Task goal: Work out the number of lines containing "index". Answer with nothing but that number.

[Records with interface code]

>> Begin

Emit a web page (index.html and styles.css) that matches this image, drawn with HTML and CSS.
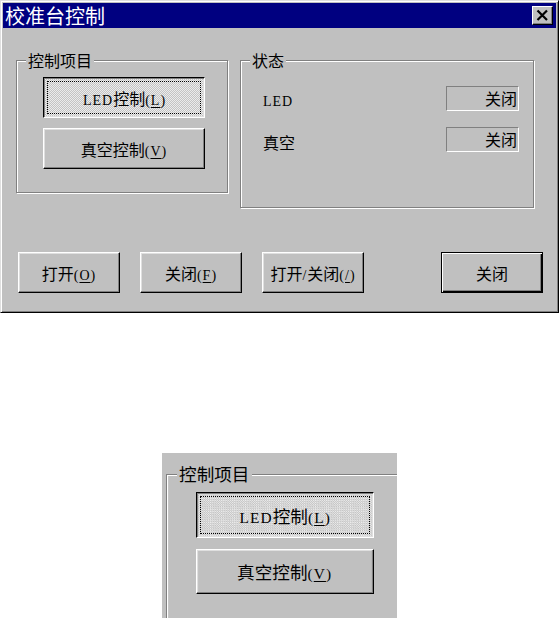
FILE: index.html
```html
<!DOCTYPE html>
<html lang="zh-CN">
<head>
<meta charset="utf-8">
<title>校准台控制</title>
<link rel="stylesheet" href="styles.css">
</head>
<body>
<div class="window">
  <div class="titlebar">
    <span class="title">校准台控制</span>
    <span class="close-btn"><svg width="21" height="19" viewBox="0 0 21 19"><path d="M5.5 4.5 L15 14 M15 4.5 L5.5 14" stroke="#000" stroke-width="2.2" fill="none"/></svg></span>
  </div>
  <div class="client">
    <div class="groups">
      <div class="group group-ctrl">
        <span class="legend">控制项目</span>
        <div class="btn btn-pressed"><span><span class="l">LED</span>控制<span class="l">(<u>L</u>)</span></span></div>
        <div class="btn btn-big"><span>真空控制<span class="l">(<u>V</u>)</span></span></div>
      </div>
      <div class="group group-state">
        <span class="legend">状态</span>
        <div class="state-row"><span class="l lbl">LED</span><span class="field">关闭</span></div>
        <div class="state-row"><span class="lbl">真空</span><span class="field">关闭</span></div>
      </div>
    </div>
    <div class="actions">
      <div class="btn btn-act"><span>打开<span class="l">(<u>O</u>)</span></span></div>
      <div class="btn btn-act"><span>关闭<span class="l">(<u>F</u>)</span></span></div>
      <div class="btn btn-act"><span>打开<span class="l">/</span>关闭<span class="l">(<u>/</u>)</span></span></div>
      <div class="btn btn-act btn-default"><span>关闭</span></div>
    </div>
  </div>
</div>

<div class="crop">
  <div class="crop-inner">
    <div class="group group-ctrl">
      <span class="legend">控制项目</span>
      <div class="btn btn-pressed"><span><span class="l">LED</span>控制<span class="l">(<u>L</u>)</span></span></div>
      <div class="btn btn-big"><span>真空控制<span class="l">(<u>V</u>)</span></span></div>
    </div>
  </div>
</div>
</body>
</html>
```
FILE: styles.css
```css
html, body {
  margin: 0;
  padding: 0;
  background: #ffffff;
}
body {
  font-family: "Noto Sans CJK SC", "Noto Sans", sans-serif;
  font-size: 16px;
  color: #000;
}
.l {
  font-family: "Liberation Serif", "DejaVu Serif", serif;
  font-size: 14px;
  letter-spacing: 1px;
}
u {
  text-decoration-thickness: 1px;
  text-underline-offset: 2px;
}
.window {
  box-sizing: border-box;
  width: 559px;
  height: 313px;
  border: 1px solid;
  border-color: #dfdfdf #000 #000 #dfdfdf;
  box-shadow: inset 1px 1px #fff, inset -1px -1px #808080;
  padding: 2px;
  background: #c0c0c0;
}
.titlebar {
  height: 25px;
  background: #000080;
  color: #fff;
  display: flex;
  align-items: center;
  justify-content: space-between;
  padding: 0 3px 0 2px;
}
.title {
  font-size: 20px;
  line-height: 25px;
}
.close-btn {
  display: block;
  width: 21px;
  height: 19px;
  box-sizing: border-box;
  background: #c0c0c0;
  border: 1px solid;
  border-color: #fff #000 #000 #fff;
  box-shadow: inset -1px -1px #808080;
}
.close-btn svg {
  display: block;
  margin: -1px;
}
.client {
  padding: 32px 0 0 13px;
}
.groups {
  display: flex;
  align-items: flex-start;
  gap: 12px;
}
.group {
  position: relative;
  box-sizing: border-box;
  border: 1px solid #808080;
  box-shadow: inset 1px 1px #fff, 1px 1px #fff;
}
.legend {
  position: absolute;
  top: -11px;
  left: 9px;
  padding: 0 2px;
  background: #c0c0c0;
  line-height: 20px;
  font-size: 16px;
}
.group-ctrl {
  width: 212px;
  height: 133px;
  padding: 16px 0 0 26px;
  display: flex;
  flex-direction: column;
  gap: 10px;
}
.group-state {
  width: 294px;
  height: 148px;
  padding: 25px 14px 0 22px;
  display: flex;
  flex-direction: column;
  gap: 16px;
}
.state-row {
  display: flex;
  align-items: center;
  justify-content: space-between;
  height: 25px;
}
.lbl {
  line-height: 25px;
  padding-top: 3px;
  margin-bottom: -3px;
}
.l.lbl {
  font-size: 14px;
}
.field {
  box-sizing: border-box;
  width: 73px;
  height: 25px;
  border: 1px solid;
  border-color: #808080 #fff #fff #808080;
  text-align: right;
  padding-right: 1px;
  line-height: 22px;
}
.btn {
  box-sizing: border-box;
  display: flex;
  align-items: center;
  justify-content: center;
  background: #c0c0c0;
  border: 1px solid;
  border-color: #fff #000 #000 #fff;
  box-shadow: inset -1px -1px #808080, inset 1px 1px #dfdfdf;
  white-space: nowrap;
}
.btn-big {
  width: 162px;
  height: 41px;
}
.btn-pressed {
  width: 162px;
  height: 41px;
  border-color: #000 #fff #fff #000;
  box-shadow: inset 1px 1px #808080, inset -1px -1px #dfdfdf;
  background: repeating-conic-gradient(#c4c4c4 0 25%, #ececec 0 50%) 0 0 / 2px 2px;
  outline: 1px dotted #000;
  outline-offset: -5px;
}
.btn-pressed > span {
  padding-top: 1px;
  padding-left: 1px;
}
.actions {
  display: flex;
  gap: 20px;
  margin-top: 44px;
  padding: 0 13px 0 2px;
}
.btn-act {
  width: 102px;
  height: 41px;
}
.btn-default {
  margin-left: auto;
  border: 1px solid #000;
  box-shadow: inset 1px 1px #fff, inset -1px -1px #000, inset -2px -2px #808080;
}
.crop {
  width: 235px;
  height: 165px;
  margin: 140px 0 0 162px;
  overflow: hidden;
  background: #c0c0c0;
}
.crop-inner {
  zoom: 1.1;
  padding: 19px 0 0 3.6px;
}
```
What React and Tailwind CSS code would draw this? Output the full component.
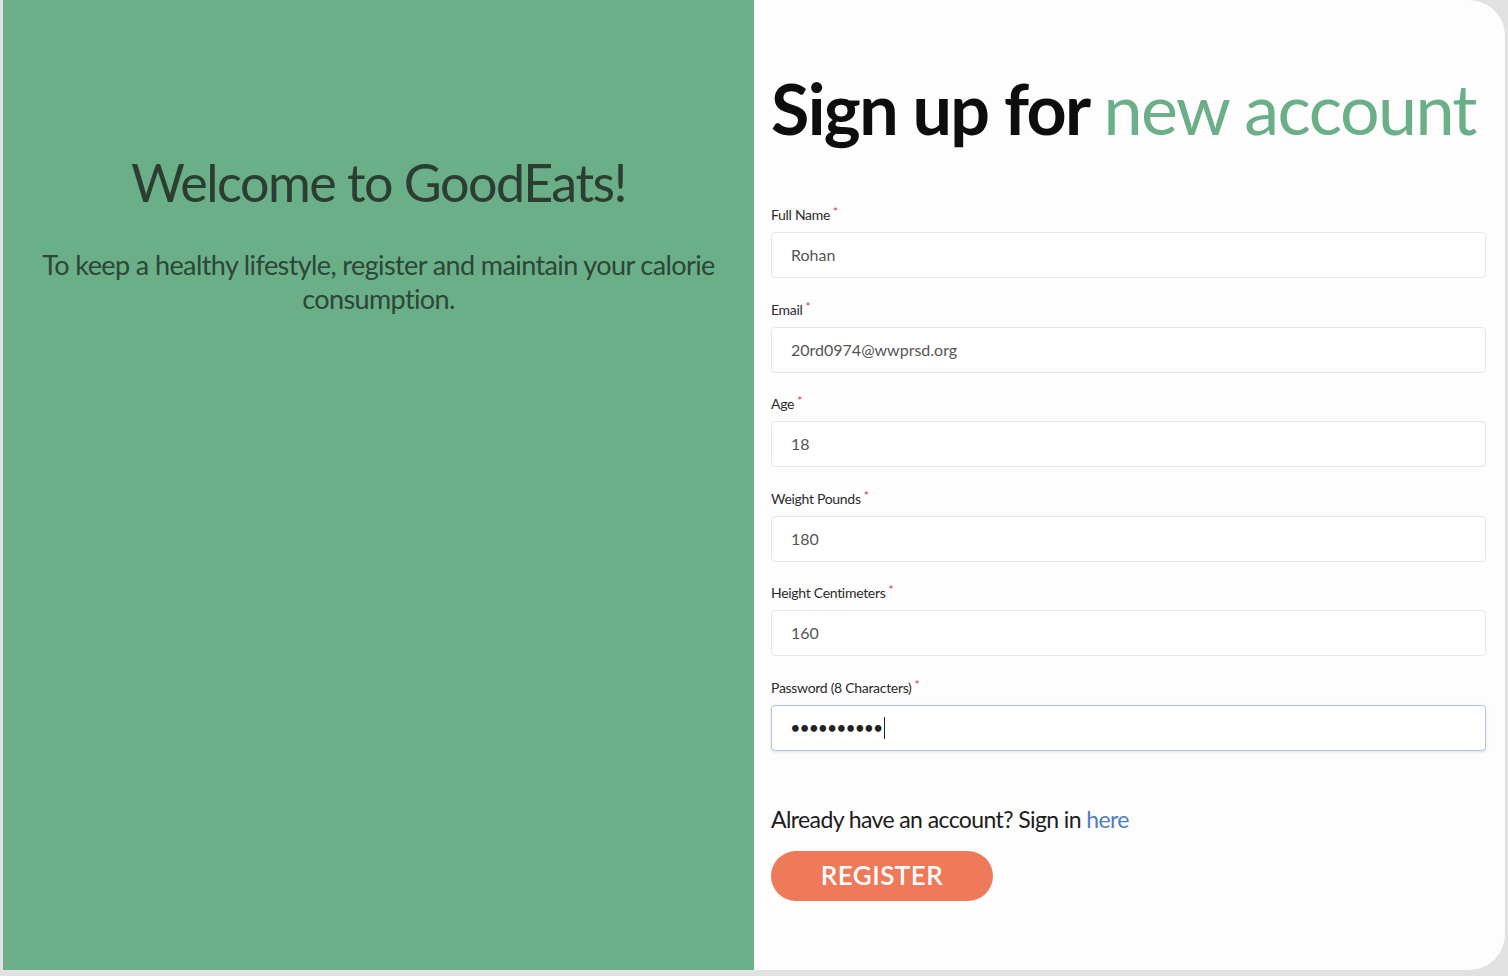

>> End

The completed task: 2